Reason behind choosing the compensating resistor for input bias current in op amps

Question

I found the following explanation online on determining the values used for the compensating resistor:

In either case, the compensating resistor value is determined by calculating the parallel resistance value of R1 and R2. Why is the value equal to the parallel equivalent of R1 and R2? When using the Superposition Theorem to figure how much voltage drop will be produced by the inverting (-) input's bias current, we treat the bias current as though it were coming from a current source inside the op-amp and short-circuit all voltage sources (Vin and Vout). This gives two parallel paths for bias current (through R1 and through R2, both to ground). We want to duplicate the bias current's effect on the noninverting (+) input, so the resistor value we choose to insert in series with that input needs to be equal to R1 in parallel with R2.

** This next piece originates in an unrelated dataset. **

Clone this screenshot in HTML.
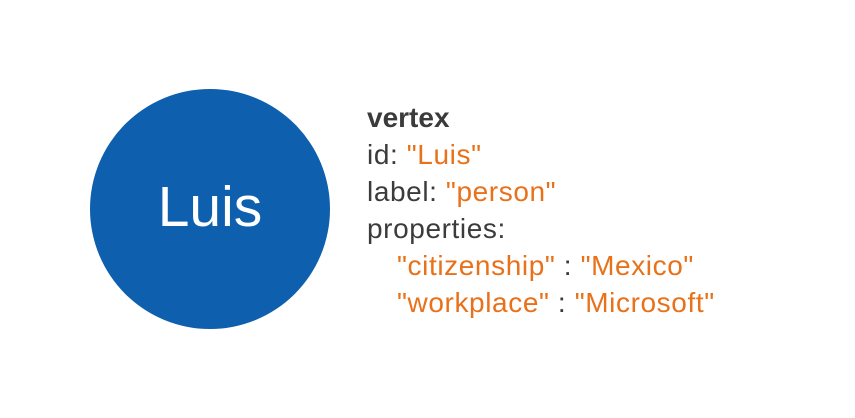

Although it is a 'crisp' and simple explanation, I don't understand how it is true, since the current flowing through R2 won't directly go to the ground, but will probably enter the op-amp at the output (op-amp as a current sink). Also, it might go through a few more resistances before going to the ground, since Vout isn't directly connected to the ground.

Answer 1

It is not dependent upon how the current flows at the output of the opamp.

We can treat the output pin as having a very low output impedance.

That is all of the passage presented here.